Phone numbers should mean, ‘get X to this person,’ instead of, ‘ping their one device’ and phone numbers should know enough about your importance to your contact and how your contact wants to be notified based on that importance. This should be done simply, mindlessly–users shouldn’t have complicated groups or rules for contacts.
Inbox-based communication like email benefited from inheriting a sense of asynchrony since at its origin expectation was that people would ‘check’ their email not constantly be receiving it on their phone. Text didn’t get the same advantage. Texting via your phone number is simultaneously inbox-based AND synchronous–especially with the rise of ‘invisible apps–which is painful as hell.
Your number should understand, “silence all calls and texts from this person but still display them for me in a separate folder” and “allow this person to choose to blink the lights in my house if they text me” and “send this message to this person WITHOUT sending them a notification.” We want to make communication better by giving both sides more control over notification system for texts and calls. They should sync with your calendar and react logically to context / time of day for you.

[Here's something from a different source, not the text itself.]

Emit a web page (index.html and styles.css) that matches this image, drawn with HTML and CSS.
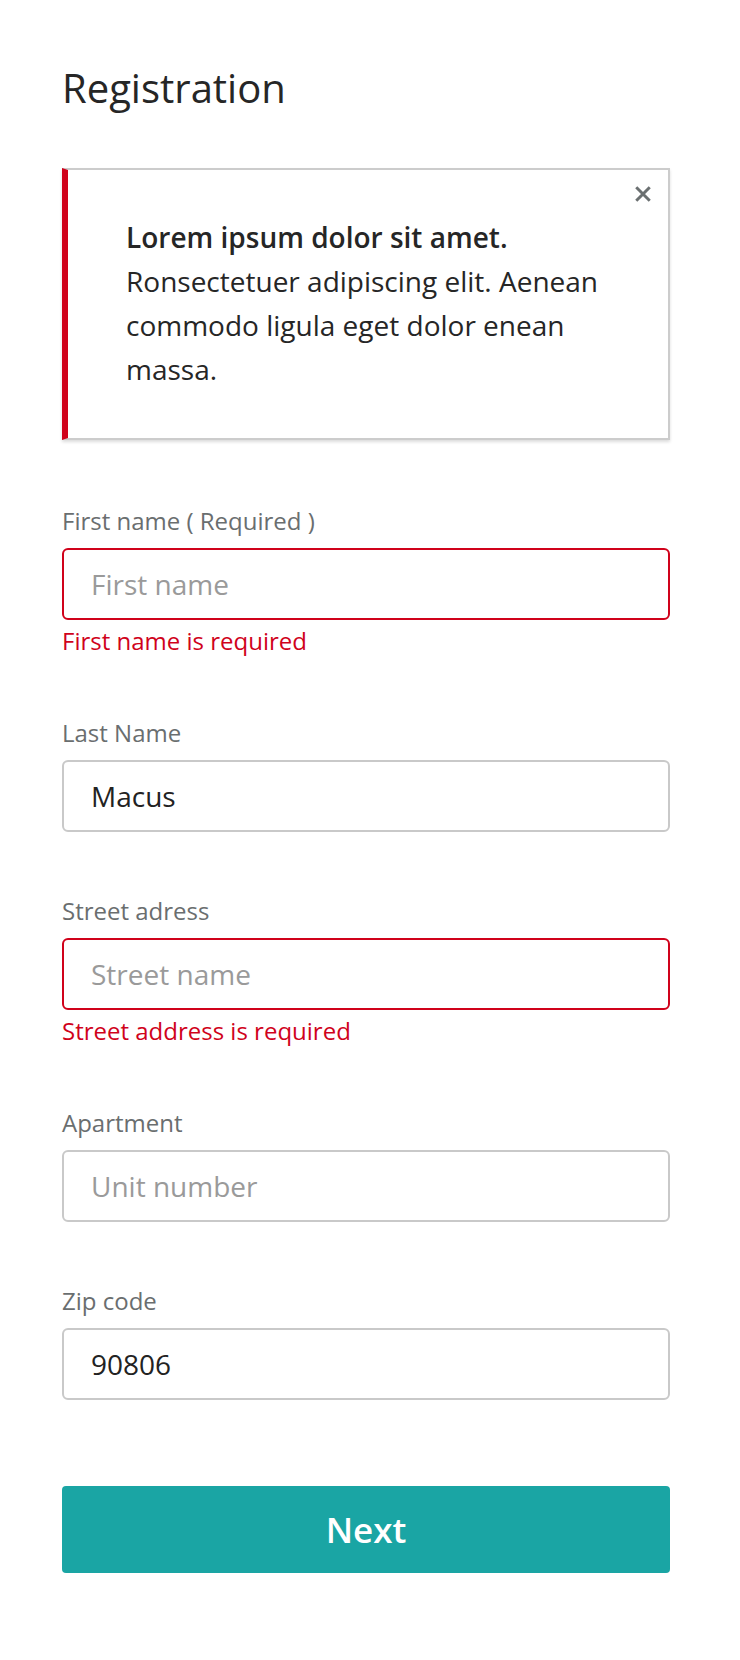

313.492.4177 is my only number and it handles everything perfectly for me. I could paint that number on my naked chest and walk around Times Square and still have a completely capable, unsullied phone number. It’s a shame how little control we’ve had over notifications and our phone’s inbox in the past. I’m happy to say we’re able to finally give you that capability. And we’re working on the rest of it.
Anyways, if you agree or disagree, feel free to let me know. I can’t believe you read all this. Thank you.